DeShone Myles

No. 50, 55
- Position: Linebacker

Personal information
- Born: October 31, 1974 (age 51) Las Vegas, Nevada, U.S.
- Listed height: 6 ft 2 in (1.88 m)
- Listed weight: 235 lb (107 kg)

Career information
- High school: Cheyenne (North Las Vegas, Nevada)
- College: Nevada
- NFL draft: 1998: 4th round, 108th overall pick

Career history
- Seattle Seahawks (1998–2000); New Orleans Saints (2001);

Awards and highlights
- 4x All-Big West Selection; 1996 Big West Defensive Player of the Year;

Career NFL statistics
- Tackles: 6
- Fumble recoveries: 1
- Stats at Pro Football Reference

= DeShone Myles =

American football player (born 1974)

DeShone Myles (born October 31, 1974) is an American former professional football player who was a linebacker in the National Football League (NFL) for the Seattle Seahawks and the New Orleans Saints.
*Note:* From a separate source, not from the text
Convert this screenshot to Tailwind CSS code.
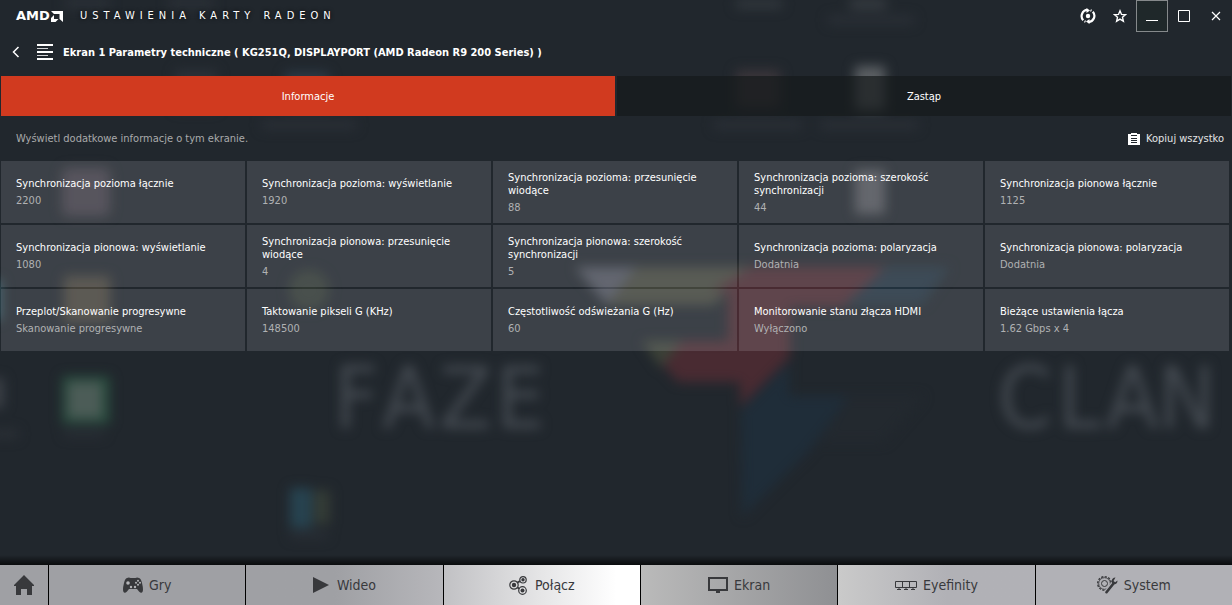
<!DOCTYPE html>
<html lang="pl" class="h-full">
  <head>
    <meta charset="UTF-8" />
    <meta name="viewport" content="width=device-width, initial-scale=1.0" />
    <title>Ustawienia karty Radeon</title>
    <script src="https://cdn.jsdelivr.net/npm/@tailwindcss/browser@4"></script>
  </head>
  <body class="relative isolate flex flex-col min-h-screen overflow-x-hidden bg-[#21272d] text-white text-[11px] leading-[13px] font-['DejaVu_Sans_Condensed','DejaVu_Sans',sans-serif]">
    <!-- Blurred desktop behind the window -->
    <svg class="absolute inset-0 -z-10 w-full h-full" viewBox="0 0 1232 605" preserveAspectRatio="xMidYMid slice" aria-hidden="true">
      <defs>
        <filter id="soft" x="-50%" y="-50%" width="200%" height="200%" color-interpolation-filters="sRGB"><feGaussianBlur stdDeviation="6" /></filter>
      </defs>
      <g filter="url(#soft)">
        <path d="M575 267h62l-30 38z" fill="#4d515b" />
        <path d="M637 267h113l-36 38H607z" fill="#42453c" />
        <path d="M752 267h134l-40 40h-56v50l-50 50v-25h-62l-36-41h86v-50h-16z" fill="#492b32" />
        <path d="M642 341h40l-21 27z" fill="#3c4238" />
        <path d="M886 267h64l-28 38h-78z" fill="#22323e" />
        <path d="M741 410l48-48v34h60l-40 55-67 66z" fill="#1f2d39" />
        <path d="M849 396h75l-40 46h-66z" fill="#23292f" />
        <rect x="62" y="168" width="48" height="48" rx="6" fill="#403d46" />
        <rect x="64" y="276" width="46" height="46" fill="#46433b" />
        <circle cx="309" cy="290" r="20" fill="#303833" />
        <rect x="62" y="376" width="48" height="48" fill="#264a3c" />
        <rect x="68" y="382" width="34" height="36" fill="#4c5c57" />
        <rect x="290" y="488" width="22" height="40" fill="#274350" />
        <rect x="314" y="490" width="16" height="34" fill="#343c36" />
        <rect x="736" y="70" width="44" height="38" fill="#3a353a" />
        <rect x="855" y="66" width="30" height="44" fill="#5b5f63" />
        <rect x="855" y="170" width="30" height="44" fill="#4f5258" />
        <rect x="714" y="121" width="88" height="8" fill="#2b3037" />
        <rect x="820" y="121" width="98" height="8" fill="#2b3037" />
        <rect x="175" y="70" width="42" height="40" fill="#2b3138" />
        <rect x="285" y="72" width="44" height="36" fill="#2c3a46" />
        <rect x="262" y="121" width="94" height="8" fill="#2b3037" />
        <rect x="736" y="0" width="46" height="8" fill="#343a40" />
        <rect x="850" y="0" width="36" height="8" fill="#3c4146" />
        <rect x="828" y="16" width="86" height="8" fill="#2b3037" />
        <rect x="64" y="0" width="46" height="6" fill="#30363d" />
        <rect x="168" y="0" width="46" height="6" fill="#30363d" />
        <rect x="-12" y="280" width="14" height="40" fill="#31505a" />
        <rect x="-12" y="378" width="16" height="30" fill="#3a3f46" />
        <rect x="-8" y="430" width="26" height="8" fill="#2c3137" />
        <rect x="64" y="430" width="40" height="6" fill="#2b3037" />
        <rect x="290" y="532" width="38" height="6" fill="#2b3037" />
      </g>
      <g filter="url(#soft)" fill="#444a51" font-family="'DejaVu Sans Condensed','DejaVu Sans',sans-serif" font-size="86">
        <text y="428" x="334 382 439 496">FAZE</text>
        <text y="428" x="998 1058 1106 1158">CLAN</text>
      </g>
    </svg>

    <header>
      <div class="flex items-start justify-between h-8">
        <div class="flex items-center h-8 pl-4">
          <div class="flex items-center w-16">
            <span class="font-['DejaVu_Sans',sans-serif] font-bold text-[13px] leading-4">AMD</span>
            <svg class="w-[13px] h-[11px]" viewBox="0 0 13 11" fill="currentColor" aria-hidden="true">
              <path d="M1 0h12v11l-3.500-3V3H4z" />
              <path d="M4 4v4h4.500l-3 3H1V7z" />
            </svg>
          </div>
          <span class="leading-4 tracking-[5px] [text-shadow:0_0_4px_#000] whitespace-nowrap">USTAWIENIA KARTY RADEON</span>
        </div>
        <div class="flex">
          <button class="grid place-items-center size-8" aria-label="Aktualizacje">
            <svg class="size-4" viewBox="0 0 16 16" fill="none" stroke="currentColor" stroke-width="2.200" aria-hidden="true">
              <path d="M3.200 12.200A6.200 6.200 0 0 1 7.500 1.900" />
              <path d="M12.800 3.800A6.200 6.200 0 0 1 8.500 14.100" />
              <path d="M10.500 2.300l1 .5M4.500 13.200l1 .5" />
              <path d="M6.500 0v5L10 2.400zM9.500 16v-5L6 13.600z" fill="currentColor" stroke="none" />
              <circle cx="8" cy="8" r="2.200" fill="currentColor" stroke="none" />
            </svg>
          </button>
          <button class="grid place-items-center size-8" aria-label="Ulubione">
            <svg class="size-3.5" viewBox="0 0 14 14" fill="none" stroke="currentColor" stroke-width="1.400" aria-hidden="true">
              <path d="M7 1.800l1.500 3.600 4 .3-3 2.600.9 3.900L7 10.100l-3.400 2.100.9-3.900-3-2.600 4-.3z" />
            </svg>
          </button>
          <button class="grid place-items-center size-8 border border-[#85898b] bg-[#1f282a]" aria-label="Minimalizuj">
            <svg class="size-3" viewBox="0 0 12 12" fill="currentColor" aria-hidden="true"><path d="M0 10h12v1H0z" /></svg>
          </button>
          <button class="grid place-items-center size-8" aria-label="Maksymalizuj">
            <svg class="size-3" viewBox="0 0 12 12" fill="none" stroke="currentColor" aria-hidden="true"><path d="M.5.5h11v11H.5z" /></svg>
          </button>
          <button class="grid place-items-center size-8" aria-label="Zamknij">
            <svg class="size-2.5" viewBox="0 0 10 10" fill="none" stroke="currentColor" stroke-width="1.200" aria-hidden="true"><path d="M1 1l8 8M9 1L1 9" /></svg>
          </button>
        </div>
      </div>

      <div class="flex items-center h-11 pb-1 pl-3">
        <button class="w-[25px]" aria-label="Wstecz">
          <svg class="w-2 h-3" viewBox="0 0 8 12" fill="none" stroke="currentColor" stroke-width="1.500" aria-hidden="true"><path d="M6.500 1L1.500 6l5 5" /></svg>
        </button>
        <svg class="w-4 h-4" viewBox="0 0 16 16" fill="currentColor" aria-hidden="true">
          <path d="M0 0h16v2H0zM0 7h16v2H0zM0 14h16v2H0z" />
          <path d="M0 4h11v1H0zM0 11h11v1H0z" opacity=".8" />
        </svg>
        <h1 class="pl-2.5 font-bold">Ekran 1 Parametry techniczne ( KG251Q, DISPLAYPORT (AMD Radeon R9 200 Series) )</h1>
      </div>
    </header>

    <div class="grid grid-cols-2 gap-0.5 px-px" role="tablist">
      <button class="h-10 bg-[#d13a1f]" role="tab" aria-selected="true">Informacje</button>
      <button class="h-10 bg-[#161a1b]/70" role="tab" aria-selected="false">Zastąp</button>
    </div>

    <main class="flex-1">
      <div class="flex items-center justify-between h-[45px] pl-4 pr-2">
        <p class="text-[#a9aaab]">Wyświetl dodatkowe informacje o tym ekranie.</p>
        <button class="flex items-center gap-1.5 text-[#e4e5e6]">
          <svg class="w-3 h-3" viewBox="0 0 12 12" aria-hidden="true">
            <path d="M0 1h3V0h6v1h3v11H0z" fill="#fff" />
            <path d="M3 2h6v1H3zM3 5h6v1H3zM3 7h6v1H3zM3 9h6v1H3z" fill="#21272d" />
          </svg>
          Kopiuj wszystko
        </button>
      </div>

      <dl id="specs" class="grid grid-cols-5 gap-0.5 pl-px pr-[3px]"></dl>
    </main>

    <div class="h-2.5 bg-linear-to-b from-transparent to-black/70"></div>
    <nav class="flex h-10 text-sm text-[#38393c]">
      <a href="#" class="grid place-items-center w-12 bg-[#9fa0a4]" aria-label="Strona główna">
        <svg class="w-5 h-5" viewBox="0 0 20 20" fill="currentColor" aria-hidden="true"><path d="M10 0l10 10v1h-2v9h-5v-6H7v6H2v-9H0v-1z" /></svg>
      </a>
      <a href="#" class="flex flex-1 items-center justify-center gap-1.5 border-l border-black bg-[#9fa0a4]">
        <svg class="w-5 h-4" viewBox="0 0 20 16" aria-hidden="true">
          <path d="M4 1Q6 0 7.500 1h5Q14 0 16 1q2 .5 3 5 1.500 6 .7 8.500Q18.500 17 16 14.500L14 12H6l-2 2.500Q1.500 17 .3 14.500-.5 12 1 6 2 1.500 4 1z" fill="currentColor" />
          <circle cx="5" cy="6" r="1.800" fill="#b4b5b8" />
          <g fill="#b4b5b8"><circle cx="15" cy="3.800" r="1" /><circle cx="15" cy="7.800" r="1" /><circle cx="13" cy="5.800" r="1" /><circle cx="17" cy="5.800" r="1" /><circle cx="8" cy="10" r="1.200" /><circle cx="12" cy="10" r="1.200" /></g>
        </svg>
        Gry
      </a>
      <a href="#" class="flex flex-1 items-center justify-center gap-2 border-l border-black bg-linear-to-r from-[#9fa0a4] from-45% to-[#b7b7bb]">
        <svg class="w-4 h-4" viewBox="0 0 16 16" fill="currentColor" aria-hidden="true"><path d="M0 0l16 8-16 8z" /></svg>
        Wideo
      </a>
      <a href="#" class="flex flex-1 items-center justify-center gap-2 border-l border-black bg-linear-to-r from-[#c1c1c4] via-[#e6e6e7] to-white to-88%">
        <svg class="w-[18px] h-[19px]" viewBox="0 0 18 19" fill="none" stroke="currentColor" stroke-width="1.200" aria-hidden="true">
          <circle cx="5" cy="9" r="4.200" /><circle cx="14" cy="3.800" r="3.200" /><circle cx="13.500" cy="14.500" r="3.800" />
          <path d="M8.500 6.500l2.500-1.400M8.500 11.500l2 1.300" stroke-width="1.800" />
          <g fill="currentColor" stroke="none"><circle cx="5" cy="9" r="2.200" /><circle cx="14" cy="3.800" r="1.700" /><circle cx="13.500" cy="14.500" r="2" /></g>
        </svg>
        Połącz
      </a>
      <a href="#" class="flex flex-1 items-center justify-center gap-1.5 border-l border-black bg-linear-to-r from-[#bababa] to-[#8f9093]">
        <svg class="w-5 h-4" viewBox="0 0 20 16" aria-hidden="true">
          <path d="M1 1h18v12H1z" fill="none" stroke="currentColor" stroke-width="2" />
          <path d="M8 13h4v3H8z" fill="currentColor" />
        </svg>
        Ekran
      </a>
      <a href="#" class="flex flex-1 items-center justify-center gap-1.5 border-l border-black bg-linear-to-r from-[#cacaca] to-[#b1b1b6] to-55%">
        <svg class="w-[22px] h-[9px]" viewBox="0 0 22 9" fill="none" stroke="currentColor" aria-hidden="true">
          <path d="M.5.5h21v6H.5zM7.500.5v6M14.500.5v6" />
          <path d="M2 8.500h4M9 8.500h4M16 8.500h4M4 6v2M11 6v2M18 6v2" />
        </svg>
        Eyefinity
      </a>
      <a href="#" class="flex flex-1 items-center justify-center gap-1.5 border-l border-black bg-[#b1b1b6]">
        <svg class="w-[21px] h-[18px]" viewBox="0 0 21 18" fill="none" stroke="currentColor" aria-hidden="true">
          <circle cx="7.500" cy="7.500" r="6.800" stroke-width="1.400" stroke-dasharray="2.200 1.360" />
          <circle cx="7.500" cy="7.500" r="5.800" stroke-width=".8" />
          <circle cx="7.500" cy="7.500" r="3" />
          <path d="M9.500 16.500l7-9" stroke="#b1b1b6" stroke-width="5" />
          <path d="M9.500 16.200l7.200-9" stroke-width="2.600" stroke-linecap="round" />
          <path d="M18.500 1.500q-3.500 0-3.800 3.500 0 3.500 3.300 3.200 2.500-.5 2.500-3.700l-2.300 1.700-1.700-1.200z" fill="currentColor" stroke="none" />
        </svg>
        System
      </a>
    </nav>

    <script>
      const specs = [
        ["Synchronizacja pozioma łącznie", "2200"],
        ["Synchronizacja pozioma: wyświetlanie", "1920"],
        ["Synchronizacja pozioma: przesunięcie wiodące", "88"],
        ["Synchronizacja pozioma: szerokość synchronizacji", "44"],
        ["Synchronizacja pionowa łącznie", "1125"],
        ["Synchronizacja pionowa: wyświetlanie", "1080"],
        ["Synchronizacja pionowa: przesunięcie wiodące", "4"],
        ["Synchronizacja pionowa: szerokość synchronizacji", "5"],
        ["Synchronizacja pozioma: polaryzacja", "Dodatnia"],
        ["Synchronizacja pionowa: polaryzacja", "Dodatnia"],
        ["Przeplot/Skanowanie progresywne", "Skanowanie progresywne"],
        ["Taktowanie pikseli G (KHz)", "148500"],
        ["Częstotliwość odświeżania G (Hz)", "60"],
        ["Monitorowanie stanu złącza HDMI", "Wyłączono"],
        ["Bieżące ustawienia łącza", "1.62 Gbps x 4"]
      ];

      document.getElementById("specs").innerHTML = specs.map(([name, value]) => `
        <div class="flex flex-col justify-center gap-1 min-h-[62px] pl-[15px] pr-6 bg-[#fafaff]/13">
          <dt>${name}</dt>
          <dd class="text-[#b0b1b3]">${value}</dd>
        </div>
      `).join("");
    </script>
  </body>
</html>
He was selected in the fourth round of the 1998 NFL draft with the 108th overall pick. Myles played college football for the Nevada Wolf Pack. He is the Wolf Pack's all-time leader in tackles with 528 and also owns four of the top six single season marks for tackles in team history. He was awarded the 1996 Big West Conference Defensive Player of the Year and is a member of Nevada's Team of the Century. Myles failed to reach the same success in the NFL, playing in just 16 games over two seasons before being released due to a knee injury.
He is married and has 3 children. He resides in Las Vegas, Nevada where he is a sergeant with the Las Vegas Metropolitan Police Department.